**Aim of the task:** The exercise asks you to copy every line below in which "page" appears.

**Recorded data:**
-=-=-=-=-

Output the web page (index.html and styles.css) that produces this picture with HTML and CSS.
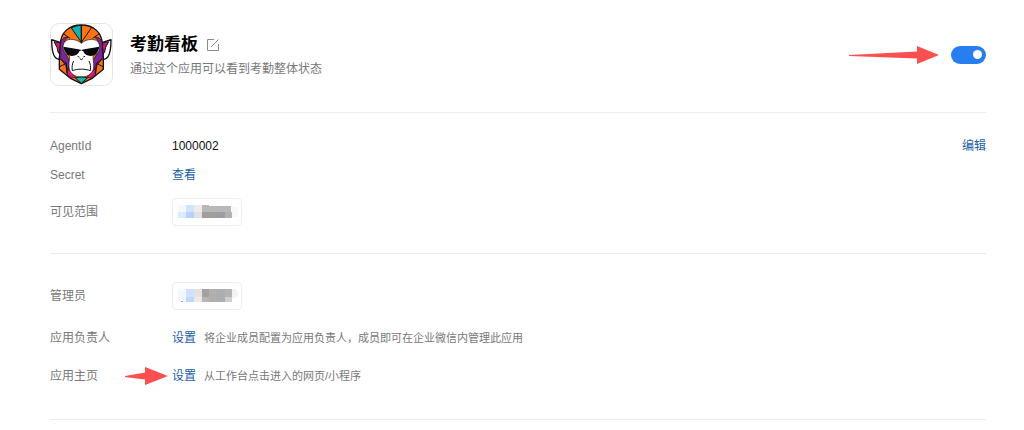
FILE: index.html
```html
<!DOCTYPE html>
<html lang="zh-CN">
<head>
<meta charset="utf-8">
<meta name="viewport" content="width=device-width, initial-scale=1">
<title>考勤看板</title>
<link rel="stylesheet" href="styles.css">
</head>
<body>
<main class="page">
  <header class="app-header">
    <div class="app-logo">
      <svg viewBox="153 72 183 183" aria-hidden="true">
        <g stroke="#141116" stroke-width="4" stroke-linejoin="round">
          <path d="M183 128L155 119c0 20 1 39 9 51 3 5 8 8 14 9zM305 128l28-9c0 20-1 39-9 51-3 5-8 8-14 9z" fill="#fff"/>
          <path d="M182 129l-20-4 9 17 3 14 6 8zM306 129l20-4-9 17-3 14-6 8z" fill="#d4146f" stroke-width="3"/>
          <path d="M244 75c-36 0-62 22-63 57l-3 45v31l35 28 31 15 31-15 35-28v-31l-3-45c-1-35-27-57-63-57z" fill="#ff7410"/>
          <path d="M244 76c-11 0-21 3-30 8l30 43z" fill="#10b3ae" stroke-width="3"/>
          <path d="M182 126c4-11 13-16 22-15l-9 10-5 20 7 20 12 22-6 42-6-28-17-24zM306 126c-4-11-13-16-22-15l9 10 5 20-7 20-12 22 6 42 6-28 17-24z" fill="#7a2599" stroke-width="2"/>
          <path d="M202 205l10 10 15 17-12 2-13-10zM286 205l-10 10-15 17 12 2 13-10z" fill="#e3177c" stroke-width="2"/>
          <path d="M180 177l19 13-20 10M308 177l-19 13 20 10M199 190l2 30M289 190l-2 30M244 76v52M190 101l20 14M298 101l-20 14M274 84l-30 43" fill="none" stroke-width="3"/>
          <path d="M189 142c0-15 9-23 23-24 13 0 25 5 32 12 7-7 19-12 32-12 14 1 23 9 23 24-1 13-7 19-18 24-3 3-2 9-1 15 2 12 2 23-2 32-5 10-17 18-34 18s-29-8-34-18c-4-9-4-20-2-32 1-6 2-12-1-15-11-5-17-11-18-24z" fill="#fff" stroke-width="2"/>
          <path d="M226 234c12-4 24-4 36 0l-18 16z" fill="#13b8af" stroke-width="3"/>
        </g>
        <path d="M190 140l45 8 9 2 9-2 45-8c-3 16-12 27-26 28-11 0-19-5-22-14l-6-3-6 3c-3 9-11 14-22 14-14-1-23-12-26-28z" fill="#08080a"/>
        <path d="M233 169l5 2M255 169l-5 2M239 176l5 3 5-3M217 212c15-6 39-6 54 0M221 183c-4 8-6 17-4 29M267 183c4 8 6 17 4 29" fill="none" stroke="#141116" stroke-width="3"/>
      </svg>
    </div>
    <div class="app-info">
      <div class="title-row">
        <h1 class="app-title">考勤看板</h1>
        <button class="edit-button" type="button" aria-label="编辑名称">
          <svg viewBox="0 0 12 12" aria-hidden="true"><path d="M7 .5H.5v11h11V5M4 8l7.500-7.500" /></svg>
        </button>
      </div>
      <p class="app-desc">通过这个应用可以看到考勤整体状态</p>
    </div>
    <svg class="arrow arrow-long" viewBox="0 0 90 18" aria-hidden="true"><path d="M0 9l68-3.500V0l22 9-22 9v-5.500L0 10z"/></svg>
    <input class="switch" type="checkbox" role="switch" aria-label="启用应用" checked>
  </header>

  <section class="section">
    <div class="row">
      <div class="label">AgentId</div>
      <div class="value">1000002</div>
      <a class="link" href="#edit">编辑</a>
    </div>
    <div class="row row-secret">
      <div class="label">Secret</div>
      <a class="link" href="#secret">查看</a>
    </div>
    <div class="row row-scope">
      <div class="label">可见范围</div>
      <div class="member">
        <svg viewBox="0 0 60 16" aria-hidden="true">
          <path fill="#f5f9ff" d="M0 1h8v7H0z"/><path fill="#deeaff" d="M0 8h8v6H0z"/>
          <path fill="#d0e3ff" d="M8 1h8v7H8z"/><path fill="#b4d2fc" d="M8 8h8v6H8z"/>
          <path fill="#efebea" d="M16 1h8v7h-8z"/><path fill="#e4dfe0" d="M16 8h8v6h-8z"/>
          <path fill="#b8b8b8" d="M24 1h7v1h22v6H24z"/><path fill="#a19f9e" d="M24 8h15v6H24z"/>
          <path fill="#9b9da3" d="M39 8h8v6h-8z"/><path fill="#b3b2b3" d="M47 8h7v6h-7z"/>
          <path fill="#f5f9fe" d="M54 3h6v10h-6z"/>
        </svg>
      </div>
    </div>
  </section>

  <section class="section section-manage">
    <div class="row">
      <div class="label">管理员</div>
      <div class="member">
        <svg viewBox="0 0 60 16" aria-hidden="true">
          <path fill="#f1f6ff" d="M0 1h8v13H3L0 9z"/><path fill="#76aef2" d="M3 13h2v1H3z"/>
          <path fill="#cfe2fd" d="M8 1h8v8H8z"/><path fill="#bed8fb" d="M8 9h8v5H8z"/>
          <path fill="#e4e1df" d="M16 1h8v8h-8z"/><path fill="#eeeae9" d="M16 9h8v5h-8z"/>
          <path fill="#a2a2a2" d="M24 1h7v8h-7z"/><path fill="#b2b0af" d="M31 1h8v13h-8z"/>
          <path fill="#b8b6b4" d="M24 9h7v5h-7z"/><path fill="#acaeb2" d="M39 1h8v13h-8z"/>
          <path fill="#b5b2b2" d="M47 1h7v8h-7z"/><path fill="#d2d0cf" d="M47 9h7v5h-7z"/>
          <path fill="#f1f3fb" d="M54 1h4l2 3v4l-3 2h-3z"/>
        </svg>
      </div>
    </div>
    <div class="row row-setting">
      <div class="label">应用负责人</div>
      <a class="link" href="#owner">设置</a>
      <span class="hint">将企业成员配置为应用负责人，成员即可在企业微信内管理此应用</span>
    </div>
    <div class="row row-setting">
      <div class="label">应用主页
        <svg class="arrow arrow-short" viewBox="0 0 43 18" aria-hidden="true"><path d="M0 9l20-3.500V0l23 9-23 9v-5.500L0 10z"/></svg>
      </div>
      <a class="link" href="#home">设置</a>
      <span class="hint">从工作台点击进入的网页/小程序</span>
    </div>
  </section>
</main>
</body>
</html>
```
FILE: styles.css
```css
* {
  box-sizing: border-box;
}

body {
  margin: 0;
  background: #fff;
  color: #111;
  font: 12px/20px "Liberation Sans", "Noto Sans CJK SC", sans-serif;
}

.page {
  padding: 0 38px 0 50px;
}

.app-header {
  display: flex;
  align-items: center;
  padding: 23px 0 26px;
  border-bottom: 1px solid #ececec;
}

.app-logo {
  width: 63px;
  height: 63px;
  border: 1px solid #e6e6e6;
  border-radius: 9px;
  overflow: hidden;
}

.app-logo svg {
  display: block;
  width: 100%;
  height: 100%;
}

.app-info {
  flex: 1;
  margin-left: 17px;
  padding-top: 3px;
}

.title-row {
  display: flex;
  align-items: center;
  gap: 9px;
}

.app-title {
  margin: 0;
  color: #000;
  font-size: 17px;
  line-height: 24px;
}

.edit-button {
  width: 12px;
  height: 12px;
  padding: 0;
  border: 0;
  background: none;
}

.edit-button svg {
  display: block;
  fill: none;
  stroke: #8b8b8b;
}

.app-desc {
  margin: 2px 0 0;
  color: #787878;
}

.arrow {
  flex: none;
  fill: #fb4f50;
}

.arrow-long {
  width: 90px;
  height: 18px;
  margin-right: 12px;
}

.arrow-short {
  width: 43px;
  height: 18px;
}

.switch {
  display: flex;
  align-items: center;
  justify-content: flex-end;
  width: 35px;
  height: 18px;
  margin: 0;
  padding: 0 4px;
  border-radius: 9px;
  background: #267ef0;
  appearance: none;
}

.switch::before {
  content: "";
  width: 9px;
  height: 9px;
  border-radius: 50%;
  background: #fff;
}

.switch:not(:checked) {
  justify-content: flex-start;
  background: #bbb;
}

.section {
  padding: 23px 0 27px;
  border-bottom: 1px solid #ececec;
}

.section-manage {
  padding: 28px 0 33px;
}

.row {
  display: flex;
  align-items: center;
}

.row-secret {
  margin-top: 9px;
}

.row-scope {
  margin-top: 13px;
}

.row-setting {
  margin-top: 18px;
}

.label {
  display: flex;
  align-items: center;
  justify-content: space-between;
  width: 122px;
  padding-right: 4px;
  color: #787878;
}

.value {
  flex: 1;
}

.link {
  color: #215fa8;
  text-decoration: none;
}

.member {
  width: 70px;
  height: 28px;
  padding: 5px 4px 5px 5px;
  border: 1px solid #ededed;
  border-radius: 4px;
}

.member svg {
  display: block;
  width: 60px;
  height: 16px;
}

.hint {
  margin-left: 8px;
  color: #787878;
  font-size: 11px;
}
```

-=-=-=-=-

**Output of the task:**
Output the web page (index.html and styles.css) that produces this picture with HTML and CSS.
<main class="page">
.page {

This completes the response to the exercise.